Rather than monitoring absolute temperature values, gradient analysis tracks the relationships between sensor readings across your server's thermal landscape. A CPU running at 65°C isn't concerning. A CPU at 65°C while its adjacent memory modules remain at 32°C reveals thermal transfer problems that predict imminent failure.

The Physics Behind Sensor Gradient Patterns

Server components exist in thermal equilibrium. Heat flows predictably from processors to memory, through cooling systems, and into ambient air. When this equilibrium shifts, hardware degradation has begun.

Modern servers contain 15-20 IPMI temperature sensors. These aren't randomly placed. They form a thermal map that reveals component health through their relationships, not their individual readings.

A healthy dual-socket system shows CPU temperatures within 3-4°C of each other under load. When that gap widens to 8-10°C consistently, you're seeing thermal paste degradation or cooling system problems weeks before SMART tests detect storage issues caused by excessive heat.

Baseline Temperature Variance vs True Drift Patterns

Normal thermal variance follows predictable patterns. CPUs spike with workload. Memory temperatures rise gradually. Ambient sensors fluctuate with datacenter conditions.

Drift patterns are different. They show gradual separation between previously correlated sensors. Your primary CPU might maintain normal temperatures while secondary sensors show steady increases over weeks. This gradient expansion signals cooling system degradation.

Memory modules demonstrate the clearest drift signatures. DIMMs in the same channel should track within 2°C under normal conditions. When one module consistently runs 5-6°C hotter than its neighbours, you're seeing early DIMM failure patterns that manifest 40-45 days before memory errors appear in logs.

CPU vs Memory vs Storage Sensor Degradation Signatures

Each component type exhibits distinct degradation signatures when monitored through thermal gradients.

CPU degradation shows up as asymmetric heating patterns between cores or sockets. Intel architectures typically show more uniform heat distribution than AMD systems, making gradient analysis more sensitive on Intel platforms.

Memory degradation appears as individual DIMM temperature isolation. Failing memory modules lose thermal conductivity, causing localised hot spots that thermal gradient monitoring detects weeks before ECC errors accumulate.

Storage controllers show the subtlest patterns.
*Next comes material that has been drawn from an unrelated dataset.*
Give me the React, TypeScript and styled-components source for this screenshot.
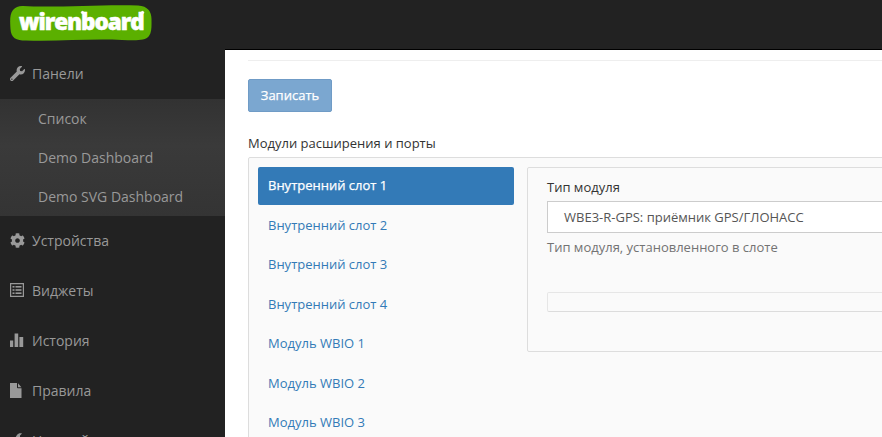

NVMe temperature sensors often drift 0.5-2°C over 18-24 months before drive failure. Traditional monitoring misses this gradual shift, but gradient analysis through NVMe temperature signatures provides early warning systems.

Building Multi-Sensor Correlation Models

Effective gradient analysis requires mathematical models that account for normal thermal relationships while detecting abnormal pattern shifts.

Start with baseline correlation coefficients between sensor pairs. Under normal conditions, CPU and adjacent memory sensors show correlation values between 0.7-0.9. Dropping correlations indicate thermal transfer problems.

Time-Series Analysis for Gradual Thermal Changes

Gradual thermal changes require time-series analysis spanning weeks or months. Simple threshold alerts miss these patterns entirely.

Implement sliding window analysis comparing 7-day temperature averages against 30-day baselines. Look for consistent drift in sensor relationships rather than absolute temperature changes.

# Sample correlation tracking for sensor pairs
ipmitool sensor list | awk '/CPU.*Temp/ {print $1,$4}' > cpu_temps.log
ipmitool sensor list | awk '/DIMM.*Temp/ {print $1,$4}' > dimm_temps.log

Track the mathematical relationship between these readings over time. Correlation degradation precedes hardware failure by weeks.

Cross-Reference Points: Ambient vs Component Deltas

Ambient temperature changes affect all sensors proportionally. Component degradation affects sensors asymmetrically.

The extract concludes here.